Elena Domecq (J.P. Morgan AM): “Os mercados preveem subidas de taxas muito agressivas”

Elena Domecq. Créditos: Cedida (J.P. Morgan AM)

A manchete da semana: o bund alemão a 10 anos passou o limiar dos 0% pela primeira vez em dois anos. Trata-se de um nível simbólico que, no entanto, reflete a tendência bullish das yields das obrigações nas últimas semanas. E na opinião de Elena Domecq este movimento de correção ainda está na fase inicial. “As yields ainda têm de subir. Tanto nos Estados Unidos como na Europa”, alerta a profissional, membro da equipa de Cliente e Estratégia para Espanha e Portugal da J.P. Morgan Asset Management.

Assim, a sua previsão é de que 2022 trará novamente um cenário complicado para o investidor mais conservador, aquele que podia confiar anteriormente no governo. E a especialista defende que se vão manter subponderados em duration. Se tivesse dívida na carteira, seria corporativa high yield ou, pelo menos, uma estratégia com uma abordagem muito flexível para navegar no ambiente volátil.

E é inegável que os bancos centrais estão a apontar para um novo contexto de retirada de estímulos. Dito isto, Elena Domecq assumirá o novo cenário com mais calma do que aquilo que o mercado está a refletir. “Os mercados estão a prever uma subida de taxas muito agressiva. Pensamos que vai ser mais flexível do que pensávamos”, diz. Por duas razões. Primeiro, porque a Reserva Federal primeiro quererá garantir que o crescimento será sólido. Segundo, porque este ano está prevista a entrada de novos governadores no banco central e os principais candidatos têm uma postura mais dovish.

Por isso, embora advirta que as yields das obrigações vão sofrer uma correção, por enquanto descarta um taper tantrum como a que se viveu em 2013. “Os bancos centrais aprenderam a sua lição. Qualquer alteração à política monetária será perfeitamente comunicada”, garante a especialista.

Razões para ser otimista apesar dos riscos no mercado

Apesar da iminente normalização da política monetária, o cenário central com o qual trabalham na J.P. Morgan AM é positivo.  A recessão causada pelo coronavírus foi muito forte, mas a recuperação subsequente também foi excecional. E o ponto-chave, é que não há razão para pensar que vai abrandar.

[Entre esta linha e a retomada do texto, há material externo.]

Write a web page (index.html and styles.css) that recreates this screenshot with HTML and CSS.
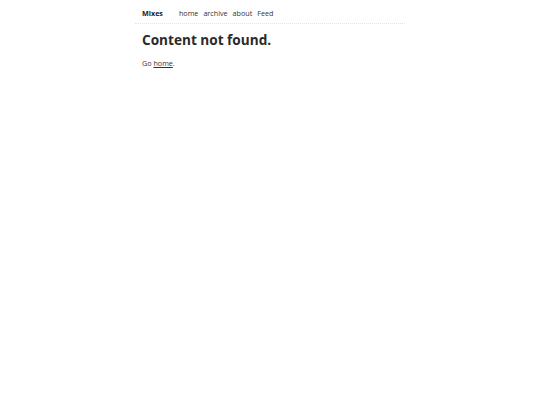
FILE: index.html
```html
<!DOCTYPE html>
<html>
<head>
<meta charset="utf-8">
<link rel="stylesheet" href="styles.css">
</head>
<body>
<div class="page">
  <header class="nav">
    <a class="brand" href="#">Mixes</a>
    <nav class="links">
      <a href="#">home</a>
      <a href="#">archive</a>
      <a href="#">about</a>
      <a href="#">Feed</a>
    </nav>
  </header>
  <main class="content">
    <h1>Content not found.</h1>
    <p>Go <a class="u" href="#">home</a>.</p>
  </main>
</div>
</body>
</html>
```
FILE: styles.css
```css
html, body { margin: 0; padding: 0; background: #fff; }
body { font-family: "Open Sans", sans-serif; color: #333; font-size: 7.2px; line-height: 10.5px; }
.page { width: 270px; margin: 0 auto; }
.nav { display: flex; align-items: center; padding: 7.5px 7px 4.5px; border-bottom: 1px dotted #e2e2e2; }
.brand { font-weight: 700; color: #222; text-decoration: none; margin-right: 16px; }
.links { display: flex; gap: 5px; }
.links a { color: #333; text-decoration: none; }
.content { padding: 0 7px; }
h1 { font-size: 13.6px; line-height: 16.8px; font-weight: 700; margin: 8px 0 10px; color: #2a2a2a; }
p { margin: 0; }
.u { color: #333; text-decoration: underline; }
```
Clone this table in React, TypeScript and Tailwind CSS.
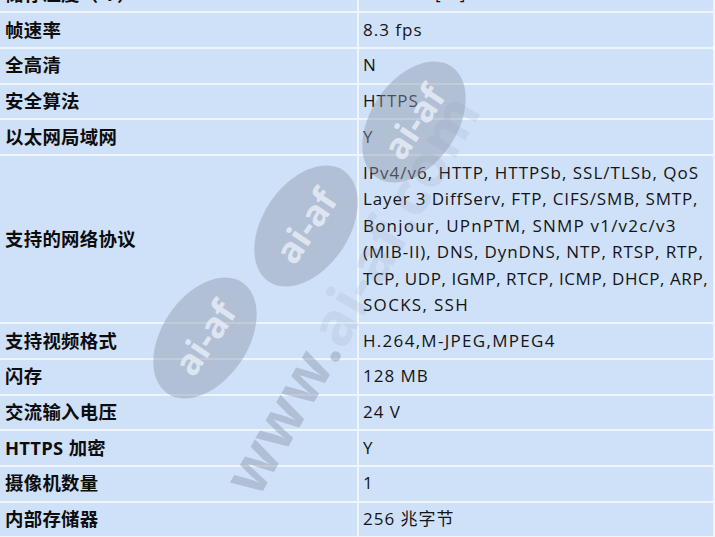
type Row = { label: string; value: React.ReactNode; track?: string };

const protocolLines: [string, string][] = [
  ["IPv4/v6, HTTP, HTTPSb, SSL/TLSb, QoS", "tracking-[1px]"],
  ["Layer 3 DiffServ, FTP, CIFS/SMB, SMTP,", "tracking-[0.85px]"],
  ["Bonjour, UPnPTM, SNMP v1/v2c/v3", "tracking-[1.2px]"],
  ["(MIB-II), DNS, DynDNS, NTP, RTSP, RTP,", "tracking-[0.9px]"],
  ["TCP, UDP, IGMP, RTCP, ICMP, DHCP, ARP,", "tracking-[0.55px]"],
  ["SOCKS, SSH", "tracking-[1.3px]"],
];

const rows: Row[] = [
  { label: "储存温度（°F）", value: "-4 - 140 [°F]" },
  { label: "帧速率", value: "8.3 fps" },
  { label: "全高清", value: "N" },
  { label: "安全算法", value: "HTTPS" },
  { label: "以太网局域网", value: "Y" },
  {
    label: "支持的网络协议",
    value: (
      <div className="flex flex-col">
        {protocolLines.map(([t, cls]) => (
          <span key={t} className={cls}>
            {t}
          </span>
        ))}
      </div>
    ),
  },
  { label: "支持视频格式", value: "H.264,M-JPEG,MPEG4", track: "tracking-[1.3px]" },
  { label: "闪存", value: "128 MB" },
  { label: "交流输入电压", value: "24 V" },
  { label: "HTTPS 加密", value: "Y" },
  { label: "摄像机数量", value: "1" },
  { label: "内部存储器", value: "256 兆字节" },
];

// watermark stamp, floats over the table
function Stamp({ x, y }: { x: number; y: number }) {
  return (
    <div
      className="absolute flex h-[86px] w-[134px] items-center justify-center rounded-[50%] bg-[#8d99aa]/45 -rotate-[56deg]"
      style={{ left: x - 67, top: y - 43 }}
    >
      <span className="font-['Open_Sans',sans-serif] text-[36px] font-bold leading-none text-[#e6edf7]/85">
        ai-af
      </span>
    </div>
  );
}

export default function App() {
  return (
    <div className="relative h-[537px] w-[715px] overflow-hidden bg-[#eef5fd]">
      <div className="-mt-[22.5px] grid grid-cols-[357px_354px] gap-[2px] pb-[2px] pr-[2px]">
        {rows.map((r, i) => (
          <div key={i} className="contents">
            <div className="flex items-center bg-[#cfe1f9] py-[3.6px] pl-[5px] font-['Open_Sans','Noto_Sans_CJK_SC',sans-serif] text-[18.4px] font-bold leading-[26.5px] tracking-[0.3px] text-[#0d0d0d]">
              {r.label}
            </div>
            <div
              className={`flex items-center overflow-hidden bg-[#cfe1f9] py-[3.6px] pl-[4px] font-['Open_Sans','Noto_Sans_CJK_SC',sans-serif] text-[17px] leading-[26.5px] text-[#141414] ${
                r.track ?? "tracking-[1px]"
              }`}
            >
              <div className="whitespace-nowrap">{r.value}</div>
            </div>
          </div>
        ))}
      </div>

      <div className="pointer-events-none absolute inset-0">
        <Stamp x={414} y={122} />
        <Stamp x={306} y={226} />
        <Stamp x={205} y={338} />
        <div
          className="absolute origin-left -rotate-[60deg] whitespace-nowrap font-['Open_Sans',sans-serif] text-[60px] font-bold leading-none"
          style={{ left: 238, top: 458 }}
        >
          <span className="text-[#8a96a6]/45">www.</span>
          <span className="text-[#8a96a6]/15">ai-af.com</span>
        </div>
      </div>
    </div>
  );
}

Até agora, o motor do crescimento global têm sido os bancos centrais. Injetaram estímulos monetários e fiscais a um nível que não se via desde a Segunda Guerra Mundial. Mas agora esse motor será substituído pelas famílias e empresas.  E na opinião de Elena Domecq, estão em posição de o fazer. Apesar da inflação, as famílias continuam a ter níveis de poupança para manter o consumo e as empresas reduziram o seu endividamento e reativaram o investimento em capex.

Não é que não vejam riscos, na J.P. Morgan AM. Certamente que temos de falar da pandemia, os problemas de abastecimento nas cadeias de produção, a fragilidade do crescimento ou a mudança estratégica na China. Mas, destes quatro pontos, pode ser feita uma leitura positiva.

Sim, ainda estamos numa pandemia. A onda de inverno lembrou-nos que isto ainda não terminou e que os confinamentos em alguns países europeus afetarão inevitavelmente os dados de crescimento que serão divulgados dentro de algumas semanas. Mas não voltámos, certamente, a março de 2020 e a menor virulência desta variante também nos convida a pensar que estamos a entrar numa nova fase. Por esta razão, Elena Domecq acredita que os problemas com as cadeias de abastecimento serão gradualmente resolvidos ao longo deste ano. Isto, por sua vez, aliviará a pressão da inflação. 

Quanto à China, é verdade que o país está num ponto delicado. Estão a tomar decisões em consonância com o seu plano de crescimento a longo prazo, uma estratégia que procura mover a economia chinesa para um sistema mais sustentável. Ou seja, evitar que qualquer setor se torne um risco sistémico no futuro.